In response to this review, the UK national standards body, BSI, published the first standard – BSI Flex 8670:2021 – earlier this year, as part of a programme designed to raise professional safety competency across the built environment sector.  

Template for improvement 

Sponsored by the Department for Levelling Up, Housing and Communities, the standard sets out core competence principles for all those working in the sector, to improve building safety across the UK. It aims to protect those working in the construction of buildings, as well as those living in and visiting them.  

The standard sets out core competence principles for all those working in the sector, to improve building safety across the UK.

Areas covered include managing, communicating, and delivering safety. It also covers ethics, processes, building systems, regulations, risk management and fire and life safety. This provides the template for sector and sub-sector competences that may be developed across industry. 

Definitions of the competences for three new roles laid out in the regulations can be seen in three new PAS documents: PAS 8671 Principal DesignerPAS 8672 Principal Contractor; and PAS 8673 Building Safety Manager.  

These roles cover responsibility for a building’s safety at the major stages of its lifecycle: design, construction, and operation. This will satisfy the regulatory requirements set out in the government’s new Building Safety Bill and ensure safety is at the forefront of the building team’s mind, no matter how old the building. 

Achieving industry consensus 

Public consultation is an essential part of the standards development process and takes place after a draft standard has been approved at the committee stage. BSI circulates the Draft for Public Comment (DPC) to the BSI technical committees that have an interest in the work.  

BSI also makes the DPC freely available to the public via its online Standards Development Portal, with the goal of achieving consensus and ensuring that every voice in the sector is heard and reflected in the standards.  

With different challenges faced by different parties – from engineers and site supervisors to designers and project managers – building a common framework should make it easier for the whole sector to work better together. This common framework means those involved can refer to a set of shared principles, terminology and competence requirements. 

Beyond safety  

The aim is that these standards will reach well beyond the urgent issue of safety, and act as a bridge to the wider competence requirements that are being developed for other industry skills. Once the safety requirements have been embraced and embedded, the process can be applied more widely to significantly raise the quality of the work and overall culture of those working in the sector. 

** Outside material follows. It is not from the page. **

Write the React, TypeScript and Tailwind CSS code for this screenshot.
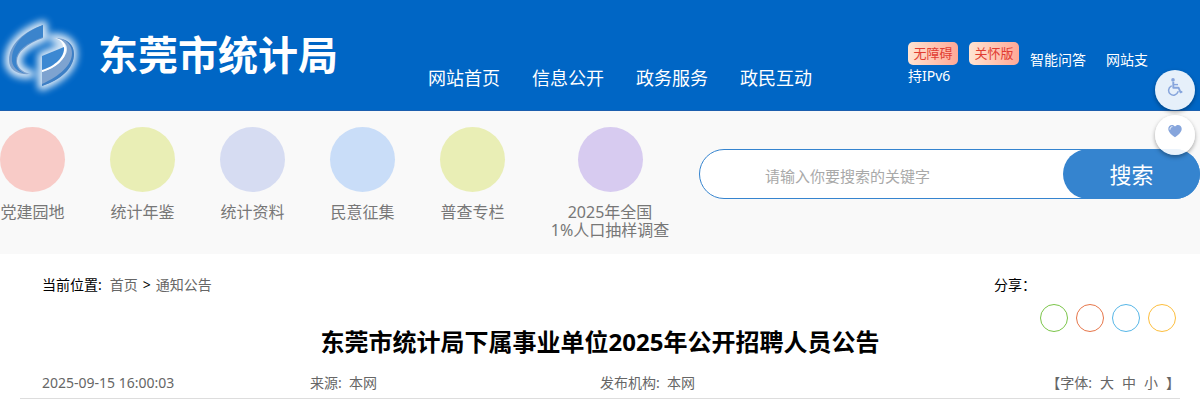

The UK’s built environment industry has been placed under a microscope in recent years and, by the way it has engaged with the development of these standards, we have seen first-hand how it has risen to the challenge and embraced the changes that need to be made. 

These core principles of competence are relevant to all those working in the sector, no matter what their seniority or role. We would encourage all building professionals to familiarise themselves with the standards, as we collectively raise the bar for building safety in the UK.